How to resolve the algorithm Smith numbers step by step in the Racket programming language

Published on 12 May 2024 09:40 PM
#Racket

How to resolve the algorithm Smith numbers step by step in the Racket programming language

Table of Contents

Problem Statement

Smith numbers are numbers such that the sum of the decimal digits of the integers that make up that number is the same as the sum of the decimal digits of its prime factors excluding 1. By definition, all primes are excluded as they (naturally) satisfy this condition! Smith numbers are also known as   joke   numbers.

Using the number 166 Find the prime factors of 166 which are: 2 x 83 Then, take those two prime factors and sum all their decimal digits: 2 + 8 + 3 which is 13 Then, take the decimal digits of 166 and add their decimal digits: 1 + 6 + 6 which is 13 Therefore, the number 166 is a Smith number.

Write a program to find all Smith numbers below 10000.

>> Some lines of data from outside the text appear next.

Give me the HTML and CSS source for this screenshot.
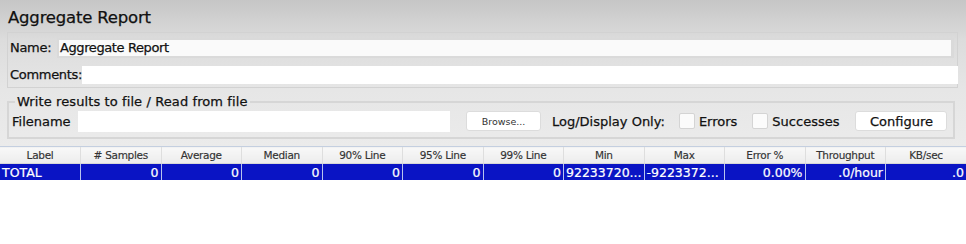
FILE: index.html
```html
<!DOCTYPE html>
<html lang="en">
<head>
  <meta charset="UTF-8" />
  <title>Aggregate Report</title>
  <link rel="stylesheet" href="styles.css">
</head>
<body>
  <div class="top">
    <h1 class="title">Aggregate Report</h1>
    <div class="name-panel">
      <div class="row">
        <label class="name-label">Name:</label>
        <div class="field name-field">Aggregate Report</div>
      </div>
      <div class="row">
        <label class="comments-label">Comments:</label>
        <div class="field comments-field"></div>
      </div>
    </div>
    <fieldset class="file-box">
      <legend>Write results to file / Read from file</legend>
      <div class="file-row">
        <span class="file-label">Filename</span>
        <div class="field file-field"></div>
        <button class="browse">Browse...</button>
        <span class="log-label">Log/Display Only:</span>
        <span class="check"></span><span class="check-label">Errors</span>
        <span class="check"></span><span class="check-label">Successes</span>
        <button class="configure">Configure</button>
      </div>
    </fieldset>
  </div>

  <table class="report">
    <thead>
      <tr>
        <th>Label</th><th># Samples</th><th>Average</th><th>Median</th>
        <th>90% Line</th><th>95% Line</th><th>99% Line</th><th>Min</th>
        <th>Max</th><th>Error %</th><th>Throughput</th><th>KB/sec</th>
      </tr>
    </thead>
    <tbody>
      <tr class="selected">
        <td class="left">TOTAL</td><td>0</td><td>0</td><td>0</td>
        <td>0</td><td>0</td><td>0</td><td class="left">92233720...</td>
        <td class="left">-9223372...</td><td>0.00%</td><td>.0/hour</td><td>.0</td>
      </tr>
    </tbody>
  </table>
</body>
</html>
```

FILE: styles.css
```css
body {
  margin: 0;
  font-family: 'DejaVu Sans', 'Liberation Sans', sans-serif;
  color: #111;
  background: #fff;
}

.top {
  background: linear-gradient(#c6c6c6 0px, #dcdcdc 40px, #e6e6e6 90px, #ebebeb 146px);
  padding: 8px 8px 0 7px;
  height: 138px;
  -webkit-text-stroke: 0.25px;
}

.title {
  margin: 0 0 0 1px;
  font-size: 16.5px;
  font-weight: normal;
  line-height: 20px;
  letter-spacing: -0.2px;
}

.name-panel {
  margin-top: 4px;
  border: 1px solid #d2d2d2;
  padding: 4px 0 2px 2px;
}

.row {
  display: flex;
  align-items: center;
  height: 21px;
  margin-bottom: 6px;
}

.row:last-child {
  margin-bottom: 0;
}

.field {
  background: #fff;
  height: 18px;
  box-sizing: border-box;
  font-size: 13px;
  line-height: 18px;
  padding-left: 1px;
}

.name-label, .comments-label {
  font-size: 13px;
  letter-spacing: -0.3px;
}

.name-label {
  width: 47px;
}

.name-field {
  flex: 1;
  border: 2px solid #dadada;
  border-right-width: 3px;
  height: 20px;
  line-height: 16px;
  background: #fafafa;
  margin-right: 3px;
  letter-spacing: -0.4px;
}

.comments-field {
  flex: 1;
  margin-right: -1px;
}

.file-box {
  margin: 6px 3px 0 0;
  border: 2px solid #d6d6d6;
  padding: 1px 0 5px 3px;
}

.file-box legend {
  font-size: 13px;
  padding: 0 2px;
  margin-left: 3px;
  letter-spacing: 0.1px;
}

.file-row {
  display: flex;
  align-items: center;
  height: 22px;
  font-size: 13px;
}

.file-label {
  width: 66px;
}

.file-field {
  width: 372px;
  height: 21px;
  margin-right: 16px;
}

.browse {
  width: 75px;
  height: 20px;
  background: #fff;
  border: 1px solid #dcdcdc;
  border-radius: 3px;
  font-family: inherit;
  font-size: 9.5px;
  color: #333;
  padding: 0;
  margin-right: 11px;
  -webkit-text-stroke: 0;
}

.log-label {
  margin-right: 14px;
}

.check {
  width: 14px;
  height: 14px;
  background: #fbfbfb;
  border: 1px solid #d4d4d4;
  border-radius: 2px;
  margin-right: 4px;
}

.check-label {
  margin-right: 15px;
}

.check-label + .configure {
  margin-left: 1px;
}

.configure {
  width: 92px;
  height: 20px;
  background: #fff;
  border: 1px solid #dcdcdc;
  border-radius: 3px;
  font-family: inherit;
  font-size: 13px;
  color: #111;
  padding: 0;
  -webkit-text-stroke: 0.25px;
}

.report {
  width: 966px;
  table-layout: fixed;
  border-collapse: collapse;
  font-size: 10.5px;
}

.report th {
  height: 16px;
  padding: 0;
  font-weight: normal;
  color: #333;
  background: linear-gradient(#f8f8f8, #ececec);
  border-top: 1px solid #c4cfe0;
  border-bottom: 1px solid #d8d8d8;
  border-left: 1px solid #dedede;
  letter-spacing: -0.3px;
  -webkit-text-stroke: 0.15px;
}

.report th:first-child {
  border-left: none;
}

.report td {
  height: 16px;
  padding: 0 2px;
  text-align: right;
  color: #fff;
  font-size: 12.5px;
  border-left: 1px solid #b8c4ee;
  white-space: nowrap;
  overflow: hidden;
  -webkit-text-stroke: 0.2px;
}

.report td:first-child {
  border-left: none;
}

.report td.left {
  text-align: left;
}

.selected {
  background: #0a14c4;
}
```
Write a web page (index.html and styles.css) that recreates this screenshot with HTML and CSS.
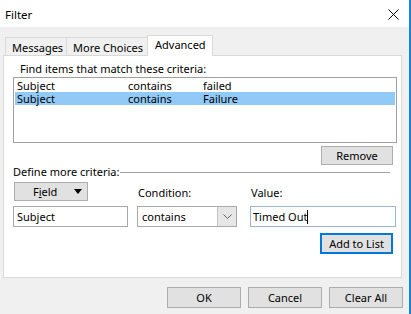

Let's start with the solution:

Step by Step solution about How to resolve the algorithm Smith numbers step by step in the Racket programming language

Source code in the racket programming language

#lang racket
(require math/number-theory)

(define (sum-of-digits n)
  (let inr ((n n) (s 0))
    (if (zero? n) s (let-values (([q r] (quotient/remainder n 10))) (inr q (+ s r))))))

(define (smith-number? n)
  (and (not (prime? n))
       (= (sum-of-digits n)
          (for/sum ((pe (in-list (factorize n))))
            (* (cadr pe) (sum-of-digits (car pe)))))))

(module+ test
  (require rackunit)
  (check-equal? (sum-of-digits 0) 0)
  (check-equal? (sum-of-digits 33) 6)
  (check-equal? (sum-of-digits 30) 3)

  (check-true (smith-number? 166)))

(module+ main
  (let loop ((ns (filter smith-number? (range 1 (add1 10000)))))
    (unless (null? ns)
      (let-values (([l r] (split-at ns (min (length ns) 15))))
        (displayln l)
        (loop r)))))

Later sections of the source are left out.